Oh my gosh y’all – Zumba was so much fun last night!!! It was the first class being offered at this gym and I guarantee there were 100+ people there – it was packed!! I went by myself since my buddy T couldn’t go, and out of all those 100+ people there, I didn’t know a soul. Granted it was in a town that I don’t usually socialize in, but still that’s pretty sad. I gotta get out more. Of course I came in a couple of minutes before starting and ended up on the very end on the front row, but really I didn’t mind. It was kind of nice being anonymous and I gotta say I started getting my groove on once I got the steps down. It was a bunch of giggly, sweaty fun!! Oh, and the best part – since it was the first night – it was FREE! Woohoo!! I can’t wait to go back again next week!

Now that I’ve been going to my yoga class for a month now, I think I’m ready to do some yoga at home on my own. I really like vinyasa yoga, where the poses flow from one movement into another. My yoga instructor does not flow – we practice a pose, take a little break, then practice another pose, etc. I’m happy with this because I think it really helps with technique, but I’m ready for a little more challenge.

So…(awkward segue in 3..2…1) I think I’m going through THE CHANGE (that’s what my mother always calls it –THE CHANGE) because I skipped a period this month. Shawn had a vasectomy after #3 was born, and since Brad Pitt hasn’t been in town lately, I know I’m not preggers. I never skip my periods. Ever. I’m so regular you could set your watch by my cycle. I’m not ready for the Big M! I’m not even 40 yet!!! I really hoped I would have another 10 years before this started happening, but I guess time marches on even if you lay down in the middle of road thinking it won’t possibly march over you, but then it does and it ends up leaving boot marks all over your forehead. Dammit. Stupid marching time.

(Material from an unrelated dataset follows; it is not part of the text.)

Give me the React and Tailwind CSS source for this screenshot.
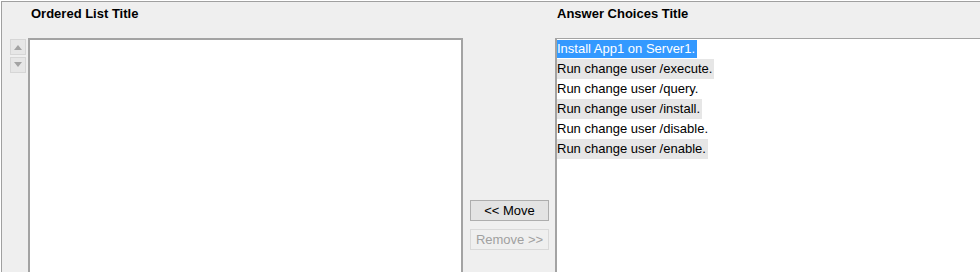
import { useState } from "react";

const choices = [
  "Install App1 on Server1.",
  "Run change user /execute.",
  "Run change user /query.",
  "Run change user /install.",
  "Run change user /disable.",
  "Run change user /enable.",
];

const Arrow = ({ up }) => (
  <div className="flex h-4 w-4 items-center justify-center border border-[#d6d6d6] bg-[#e6e6e6]">
    <svg width="10" height="6" viewBox="0 0 10 6">
      <path d={up ? "M1 6 L5 1 L9 6 Z" : "M1 0 L5 5 L9 0 Z"} fill="#a3a3a3" />
    </svg>
  </div>
);

export default function App() {
  const [selected] = useState(0);

  return (
    <div className="h-[272px] w-[980px] overflow-hidden bg-white pl-px pt-px font-['Liberation_Sans',Arial,sans-serif]">
      <div className="flex h-[300px] border-l border-t border-[#a0a0a0] bg-[#efefef]">
        <div className="flex w-[26px] flex-col gap-[2px] pl-[8px] pt-[37px]">
          <Arrow up />
          <Arrow />
        </div>

        <div className="flex w-[435px] flex-col">
          <div className="h-[36px] pl-[3px] pt-[2px] text-[13px] font-bold text-black">Ordered List Title</div>
          <div className="flex-1 border-2 border-[#a3a3a3] bg-white"></div>
        </div>

        <div className="flex w-[92px] flex-col gap-[8px] pl-[7px] pt-[198px]">
          <button className="h-[21px] w-[79px] border border-[#adadad] bg-[#e3e3e3] text-[13px] text-black">&lt;&lt; Move</button>
          <button disabled className="h-[21px] w-[79px] border border-[#d9d9d9] bg-[#efefef] text-[13px] text-[#a0a0a0]">Remove &gt;&gt;</button>
        </div>

        <div className="flex flex-1 flex-col">
          <div className="h-[36px] pl-[2px] pt-[2px] text-[13px] font-bold text-black">Answer Choices Title</div>
          <div className="flex-1 border-2 border-r-0 border-t-[1px] border-[#a3a3a3] bg-white text-[13px] leading-[20px] text-black">
            {choices.map((c, i) => (
              <div key={c} className="h-[20px]">
                {i === selected ? (
                  <span className="mt-px inline-block h-[18px] bg-[#3399ff] pr-[2px] align-top leading-[18px] text-white">{c}</span>
                ) : (
                  <span className={`inline-block pr-[2px] align-top ${i % 2 === 1 ? "bg-[#e6e6e6]" : ""}`}>{c}</span>
                )}
              </div>
            ))}
          </div>
        </div>
      </div>
    </div>
  );
}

Okay well that’s all I got for now. Any of you going through/gone through perimenopause or menopause yet? Anyone ever had a freakish period-skip? I’m dying to hear about your hormonal changes!! 🙂

Shoulding all over myself — August 19, 2010

Shoulding all over myself

This feels different.

I feel different.

I feel like taking things slow and not stressing out about what I’m not doing or what I should be doing. I’m taking things at my own pace and I like it. In my past dieting life I thought:

• I should be eating only the cleanest, most natural, most wholesome foods (rarely did I accomplish this goal)

• I should be running 3-4 days a week

• I should be strength training 2 days per week

• I should do whatever everyone else tells me I should be doing in regard to health and weight loss

Folks, I’m tired of “shoulding” all over myself. I’m sick to death of the “shoulds” in my life – I think I lived by a lot of them and stepping away from them for awhile has been liberating. Since taking a step back, I have now realized that:

• I’m going to do the best I can where food is concerned. Most of my food issues are not intellectual issues, but emotional ones. These issues take time to deal with.

• I’m also going super slow where exercise is concerned. I’ve started with one yoga class per week. In a couple of weeks I’m going to add one Zumba class, so that will make two classes per week. After a month of that I’m going to add a day of walking – that will put me at 3 days per week. After that, I’ll add something else – when the time comes I’ll decide then.

• I’m going to hold off on the running because right now, I just don’t feel like it. Running feels like rushing things – I need to start off with walking for awhile. You have no idea how freeing it is to make this decision!

Karly’s program is a 12 session course. Normally, I would push myself to do one session per week in these kinds of things, but you know what? I’m going to take my time on this 3rd session because it’s about growth, and there are some things I want to mull around a bit before I move on to the next session. And for once, I’m totally okay with “not staying on track”.

So far, I really like taking things slow. Honestly, it might take me a year to figure all this out. Heck it might take me 3 years or 5 years or 10 years. That’s okay! As long as I am growing and moving in a direction that makes me happy and healthy, I can live with that.

Slow and steady, ya know? Also it looks like this turtle is doing the up dog yoga pose!

How do you “should” all over yourself? (thanks to Karly for introducing me to this phrase!!)